Jan. 9 class meeting: syntax and style
Jan. 11 class meeting: syntax and style
Jan. 13 Discussion group B post
Jan. 15 Discussion group A response
Week 3: Diction and Lexicon: the building blocks of literature
READINGS: Gordimer, "City Lovers." Short, chapter 2.
Jan. 16 no class (MLK Day)
Jan. 18 class meeting: diction and lexicon
Jan. 20 short assignment #1 due
Week 4: The sound of poetry
READINGS: Carroll, "Jabberwocky"; Dove, “Parsley”; Auden, “The Wanderer”; Anonymous, “The Wanderer” (with translation by Benjamin Thorpe); Rossetti, "Echo"; Harjo, "Ah Ah"; Tennyson, “Ulysses”; Short, chapter 4.
Jan. 23 class meeting: sound quiz #1
Jan. 25 class meeting: sound
Jan. 27 Discussion group A post
Jan. 29 Discussion group B response
Week 5: Genre and Poetic form
READINGS: Shakespeare, sonnets 129, 130, 138; Bishop, “Miracle for Breakfast”; Roethke, “The Waking”; e.e. cummings, “‘next to of course god america i”; Collins, “The Story We Know”; Short, chapter 5.

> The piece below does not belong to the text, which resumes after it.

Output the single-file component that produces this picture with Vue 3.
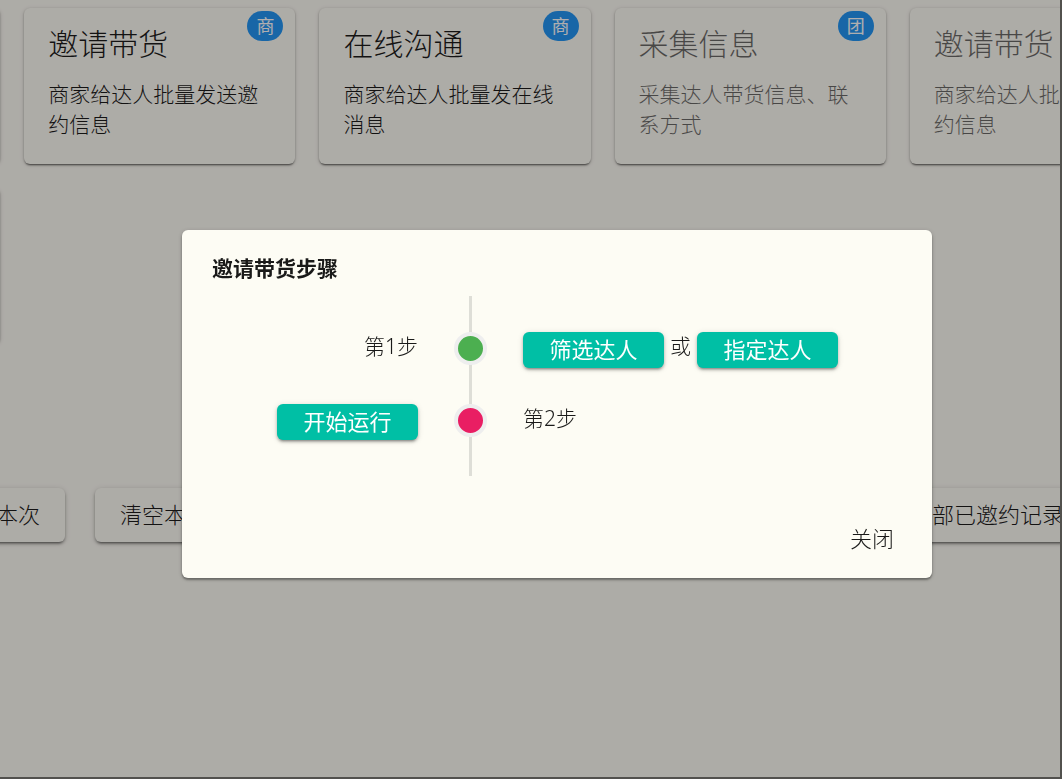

Jan. 30 class meeting: genre and form
Feb. 1 class meeting: genre and form
Feb. 3 short assignment #2 due
Week 6: Variation in English
READINGS:. Díaz, “Fiesta, 1980”; Burns, “To a Mouse”; Barnes “Shellbrook” and from “An Outline of English Speech Craft”; Dunbar, “Little Brown Baby”; Brooks, “We Real Cool”; Seamus Heaney, from “Singing School”; Bennett, "Bans O'Killing"; Walcott, from “Omeros”; Tom Leonard, "Unrelated Incidents, no. 3"; Short, chapter 3.
Feb. 6 quiz #2
Feb. 10 Discussion group B post
Feb. 12 Discussion group A response
Week 7: Variation in English: the role of English
READINGS: Saro-Wiwa, from Sozaboy
Feb. 15 Watch film
Feb. 17 short assignment #3 due
Week 8: Variation in English: the role of English
READINGS: Friel, Translations Short, chapter 6.
Feb. 20 no class (Presidents' Day)
Feb. 22 quiz #3
Feb. 24 final project proposals due
Week 9: Discourse
READINGS: Friel, Translations; Short, chapter 7.
Mar. 3 Discussion group A and B post
Week 10: Semantics and onomastics: the meaning of words and names
READINGS: Friel, Translations; Short, chapter 12.